Mamie Phipps Clark, PhD (1917 – ) 

Mamie Phipps Clark and her husband, Kenneth, worked closely together on some of the first and most crucial psychology research into our implicit racial biases. They were the first two Black people to earn doctoral degrees in psychology from Columbia University, and they went on to found the Northside Center for Child Development, the first center offering psychological guidance and casework for children in Harlem.

Some of their most influential work — cited in the famous 1954 Brown v. Board of Education case — was the “doll test.” For this study, they gave children four dolls that were identical except for their skin color. They asked the kids which one they liked best and which ones they identified with. A majority of the children, regardless of their own skin color, preferred the dolls with light skin and associated more positive traits with it.
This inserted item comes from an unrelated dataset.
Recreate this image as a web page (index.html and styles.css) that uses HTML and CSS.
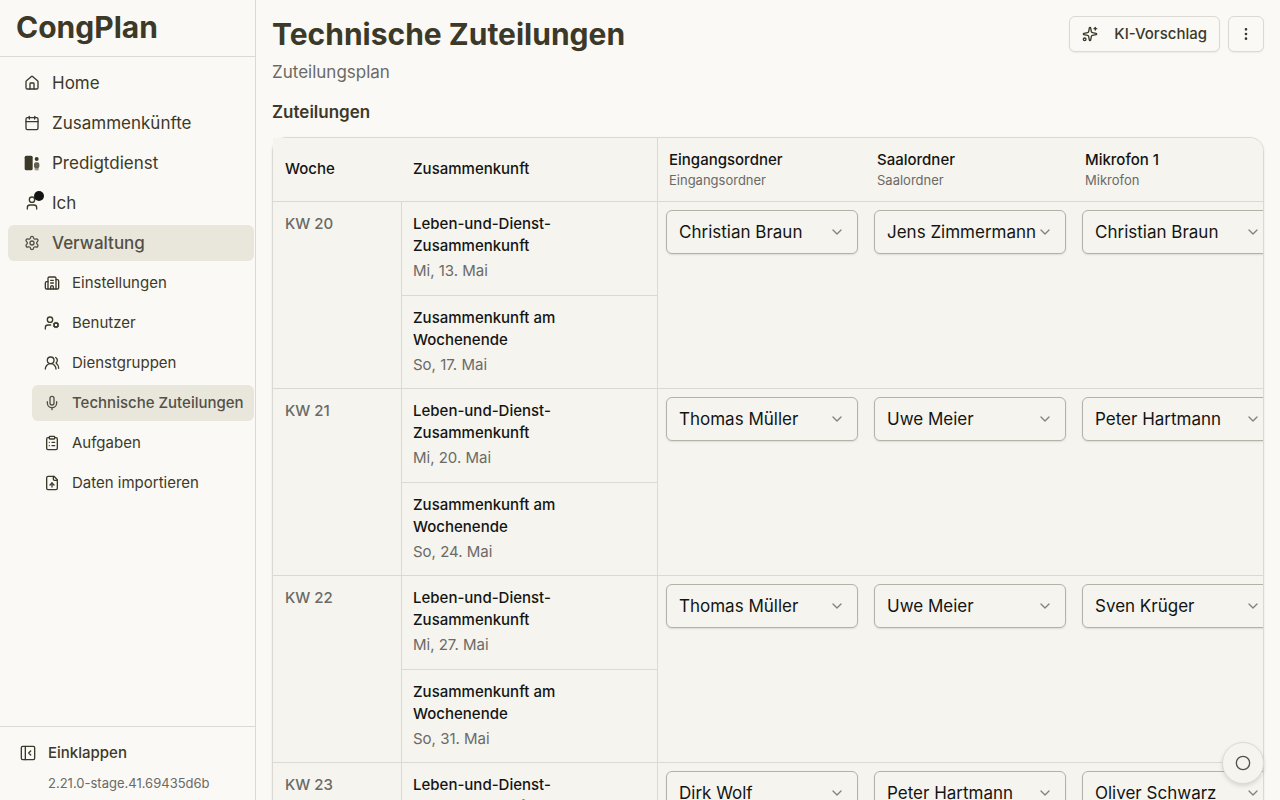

But the Black children said the darker-skinned dolls looked like them and were “bad.”

This work provided evidence that African-American kids internalized negative messages about themselves from a very early age — and that continued segregation enforced those ideas.

Katherine Johnson (1918 – )

One of NASA’s “human computers,” Johnson says she grew up counting everything. That love for counting quickly turned into serious math skills as Johnson breezed her way through math classes. At just 18 she graduated with degrees in mathematics and French from West Virginia State College (now University).

In 1952, Johnson started working for the National Advisory Committee on Aeronautics (NACA) and impressed her supervisors with both her talent and her inquisitiveness. Then, in 1958, NACA was folded into NASA, and Johnson was part of the team charged with calculating the way to send a human to space and back. Her work was instrumental in sending the first American, Alan Shepard, into space in 1961. NASA also counted on her calculations to send John Glenn into orbit in 1962 and Apollo 11 to the moon in 1969.

In 2015, President Barack Obama presented her with the National Medal of Freedom. In 2016, NASA opened the $30 million Katherine G. Johnson….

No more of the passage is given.